>    error = value - set_value;
>    p = kp * error;
>    i += ki * error;
>    d = kd * (error - last_error);
>    pid = p + i + d;

a couple of (other) common tweaks:

the derivative term is sometimes generated from the input, rather than the 
error. useful if the error term is likely to be noisy, as taking a 
derivative (= highpass filter) will tend to increase noise.

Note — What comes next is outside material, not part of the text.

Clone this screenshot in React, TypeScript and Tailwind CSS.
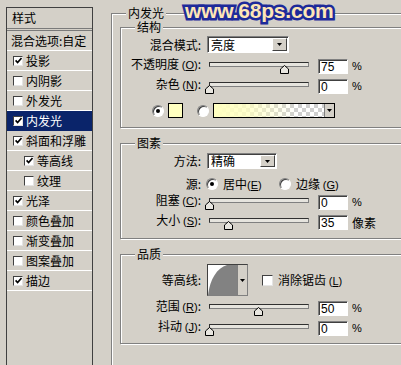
import React from "react";

const items = [
  { t: "投影", c: true },
  { t: "内阴影", c: false },
  { t: "外发光", c: false },
  { t: "内发光", c: true, sel: true },
  { t: "斜面和浮雕", c: true },
  { t: "等高线", c: true, ind: true },
  { t: "纹理", c: false, ind: true },
  { t: "光泽", c: true },
  { t: "颜色叠加", c: false },
  { t: "渐变叠加", c: false },
  { t: "图案叠加", c: false },
  { t: "描边", c: true },
];

function CheckMark() {
  return (
    <svg width="7" height="7" viewBox="0 0 7 7">
      <path d="M0.6 3.4 L2.6 5.6 L6.5 1" fill="none" stroke="#000" strokeWidth="1.6" />
    </svg>
  );
}

function CheckBox({ checked }: { checked: boolean }) {
  return (
    <span className="w-[10px] h-[10px] shrink-0 bg-white border border-t-[#404040] border-l-[#404040] border-r-[#e4e4e4] border-b-[#e4e4e4] flex items-center justify-center">
      {checked && <CheckMark />}
    </span>
  );
}

function Radio({ checked }: { checked: boolean }) {
  return (
    <span className="w-[12px] h-[12px] shrink-0 rounded-full bg-white border border-t-[#808080] border-l-[#808080] border-r-white border-b-white shadow-[inset_1px_1px_0_#404040] flex items-center justify-center">
      {checked && <span className="w-[4px] h-[4px] rounded-full bg-black" />}
    </span>
  );
}

function Arrow() {
  return (
    <svg width="5" height="3" viewBox="0 0 5 3">
      <path d="M0 0 L5 0 L2.5 3 Z" fill="#000" />
    </svg>
  );
}

function DropButton() {
  return (
    <span className="w-[15px] h-full shrink-0 bg-[#d4d0c8] border border-t-white border-l-white border-b-[#404040] border-r-[#404040] flex items-center justify-center">
      <Arrow />
    </span>
  );
}

function Select({ text, w }: { text: string; w: string }) {
  return (
    <div
      className={`${w} h-full shrink-0 bg-white border border-t-[#808080] border-l-[#808080] border-r-white border-b-white shadow-[inset_1px_1px_0_#404040] flex items-center justify-between pl-[3px] pr-[1px] py-[1px]`}
    >
      <span>{text}</span>
      <DropButton />
    </div>
  );
}

function Slider({ pct }: { pct: number }) {
  return (
    <div className="relative w-[100px] h-[15px] shrink-0 ml-[8px]">
      <div className="mt-[3px] h-[5px] border border-t-[#303030] border-l-[#303030] border-r-[#808080] border-b-[#808080] bg-[#e6e4de]" />
      <svg
        className="absolute top-[6px]"
        style={{ left: pct - 4.5 }}
        width="9"
        height="9"
        viewBox="0 0 9 9"
      >
        <path d="M0.5 8.5 L0.5 4 L4.5 0.5 L8.5 4 L8.5 8.5 Z" fill="#e8e6e0" stroke="#000" strokeWidth="1" />
      </svg>
    </div>
  );
}

function NumInput({ v }: { v: string }) {
  return (
    <div className="ml-[9px] w-[30px] h-[15px] shrink-0 bg-white border border-t-[#808080] border-l-[#808080] border-r-white border-b-white shadow-[inset_1px_1px_0_#404040] pl-[2px] flex items-center font-['Liberation_Sans',sans-serif] text-[12px]">
      {v}
    </div>
  );
}

function Label({ children, slider }: { children: React.ReactNode; slider?: boolean }) {
  return (
    <span className={`w-[80px] shrink-0 text-right whitespace-nowrap ${slider ? "mb-[4px]" : ""}`}>
      {children}
    </span>
  );
}

function Key({ k }: { k: string }) {
  return (
    <span className="font-['Liberation_Sans',sans-serif] text-[11px]">
      (<span className="underline">{k}</span>)
    </span>
  );
}

function SliderRow({
  label,
  k,
  pct,
  v,
  unit,
  mt,
}: {
  label: string;
  k: string;
  pct: number;
  v: string;
  unit: string;
  mt: string;
}) {
  return (
    <div className={`flex items-center h-[15px] ${mt}`}>
      <Label slider>
        {label} <Key k={k} />:
      </Label>
      <Slider pct={pct} />
      <NumInput v={v} />
      <span
        className={`ml-[4px] ${unit === "%" ? "font-['Liberation_Sans',sans-serif] text-[11px]" : ""}`}
      >
        {unit}
      </span>
    </div>
  );
}

function GroupBox({
  title,
  h,
  pt,
  children,
}: {
  title: string;
  h: string;
  pt: string;
  children: React.ReactNode;
}) {
  return (
    <div
      className={`relative w-[300px] ${h} ${pt} shrink-0 border border-[#808080] shadow-[inset_1px_1px_0_#fff,1px_1px_0_#fff]`}
    >
      <span className="absolute top-[-7px] left-[14px] px-[2px] bg-[#d4d0c8]">{title}</span>
      {children}
    </div>
  );
}

function LeftPanel() {
  return (
    <div className="ml-[6px] mt-[7px] w-[87px] h-[400px] shrink-0 border border-[#404040] flex flex-col">
      <div className="h-[23px] shrink-0 border-b-[3px] border-double border-[#7a7a7a] flex items-center pl-[5px]">
        样式
      </div>
      <div className="h-[20px] shrink-0 border-b border-white flex items-center pl-[4px] whitespace-nowrap">
        混合选项:自定
      </div>
      {items.map((it) => (
        <div
          key={it.t}
          className={`h-[20px] shrink-0 border-b flex items-center whitespace-nowrap ${
            it.ind ? "pl-[17px]" : "pl-[6px]"
          } ${it.sel ? "bg-[#0a246a] text-white border-[#0a246a]" : "border-white"}`}
        >
          <CheckBox checked={it.c} />
          <span className="ml-[3px]">{it.t}</span>
        </div>
      ))}
    </div>
  );
}

function ContourPreview() {
  return (
    <div className="ml-[6px] w-[41px] h-[32px] shrink-0 border border-t-[#404040] border-l-[#404040] border-r-[#808080] border-b-[#808080] bg-white flex">
      <svg width="29" height="30" viewBox="0 0 29 30" className="shrink-0">
        <path d="M0 30 C2 14 9 3 19 0 L29 0 L29 30 Z" fill="#828282" />
      </svg>
      <span className="w-[10px] h-full bg-[#d4d0c8] border-l border-[#808080] flex items-center justify-center">
        <Arrow />
      </span>
    </div>
  );
}

function RightArea() {
  return (
    <div className="relative ml-[18px] mt-[13px] w-[320px] h-[380px] shrink-0 border-l border-t border-[#808080] shadow-[inset_1px_1px_0_#fff] pl-[8px] pt-[13px] flex flex-col gap-[15px]">
      <span className="absolute top-[-7px] left-[14px] px-[2px] bg-[#d4d0c8]">内发光</span>

      <GroupBox title="结构" h="h-[101px]" pt="pt-[8px]">
        <div className="flex items-center h-[17px]">
          <Label>混合模式:</Label>
          <div className="ml-[6px] h-full">
            <Select text="亮度" w="w-[82px]" />
          </div>
        </div>
        <SliderRow label="不透明度" k="O" pct={75} v="75" unit="%" mt="mt-[6px]" />
        <SliderRow label="杂色" k="N" pct={0} v="0" unit="%" mt="mt-[5px]" />
        <div className="flex items-center h-[15px] mt-[9px] pl-[31px]">
          <Radio checked />
          <span className="ml-[4px] w-[15px] h-[15px] shrink-0 border border-black bg-[#ffffc0]" />
          <span className="ml-[14px]">
            <Radio checked={false} />
          </span>
          <div className="ml-[4px] w-[122px] h-[15px] shrink-0 border border-black flex">
            <div className="flex-1 bg-[repeating-conic-gradient(#cfcfcf_0_25%,#ffffff_0_50%)] bg-[length:8px_8px]">
              <div className="w-full h-full bg-[linear-gradient(to_right,#ffffc0_0%,#ffffc0cc_30%,#ffffc000_75%)]" />
            </div>
            <span className="w-[10px] h-full shrink-0 bg-[#d4d0c8] border-l border-[#808080] flex items-center justify-center">
              <Arrow />
            </span>
          </div>
        </div>
      </GroupBox>

      <GroupBox title="图素" h="h-[96px]" pt="pt-[9px]">
        <div className="flex items-center h-[16px]">
          <Label>方法:</Label>
          <div className="ml-[6px] h-full">
            <Select text="精确" w="w-[70px]" />
          </div>
        </div>
        <div className="flex items-center h-[14px] mt-[8px]">
          <Label>源:</Label>
          <div className="ml-[5px] w-[73px] shrink-0 flex items-center">
            <Radio checked />
            <span className="ml-[5px] whitespace-nowrap">
              居中<Key k="E" />
            </span>
          </div>
          <Radio checked={false} />
          <span className="ml-[5px] whitespace-nowrap">
            边缘 <Key k="G" />
          </span>
        </div>
        <SliderRow label="阻塞" k="C" pct={0} v="0" unit="%" mt="mt-[4px]" />
        <SliderRow label="大小" k="S" pct={19} v="35" unit="像素" mt="mt-[5px]" />
      </GroupBox>

      <GroupBox title="品质" h="h-[90px]" pt="pt-[9px]">
        <div className="flex items-center h-[32px]">
          <Label>等高线:</Label>
          <ContourPreview />
          <span className="ml-[14px]">
            <span className="w-[11px] h-[11px] block bg-white border border-t-[#404040] border-l-[#404040] border-r-[#e4e4e4] border-b-[#e4e4e4]" />
          </span>
          <span className="ml-[5px] whitespace-nowrap">
            消除锯齿 <Key k="L" />
          </span>
        </div>
        <SliderRow label="范围" k="R" pct={49} v="50" unit="%" mt="mt-[5px]" />
        <SliderRow label="抖动" k="J" pct={0} v="0" unit="%" mt="mt-[5px]" />
      </GroupBox>
    </div>
  );
}

export default function App() {
  return (
    <div className="relative w-[401px] h-[365px] overflow-hidden bg-[#d4d0c8] flex items-start text-[12px] leading-none text-black font-['Noto_Sans_CJK_SC',sans-serif]">
      <LeftPanel />
      <RightArea />
      <span className="absolute left-[185px] top-[0px] whitespace-nowrap font-['Liberation_Sans',sans-serif] font-bold text-[21px] leading-[22px] tracking-[-0.2px] text-[#fde6b6] [-webkit-text-stroke:5px_#1d2a9a] [paint-order:stroke_fill]">
        www.68ps.com
      </span>
    </div>
  );
}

the integral term can be limited to an absolute maximum, in order to 
combat 'integrator wind-up'; a phenomenon which would otherwise cause big 
overshoots in slow moving systems. lots of other inventive solutions may 
be used to acheive the same result.

some stuff to remember / realise:
the phase (sign) of the constants may be either positive or negative, 
depending on how the signal is generated.
the comments will probably not match the code, they will just give you 
some hint about what the original programmer was thinking about at the 
time.
the integral & derivative terms may not be calculated prior to summing, 
but may be inputs to your system (i.e. externally 'calculated')
if the code does not in some way add a proportional term, and integral 
term and a derivative term, then it is not a PID controller.
any changes you make to the 'PID' code, will mean the calibration for the 
system will change. you may even need to change the calibration procedure.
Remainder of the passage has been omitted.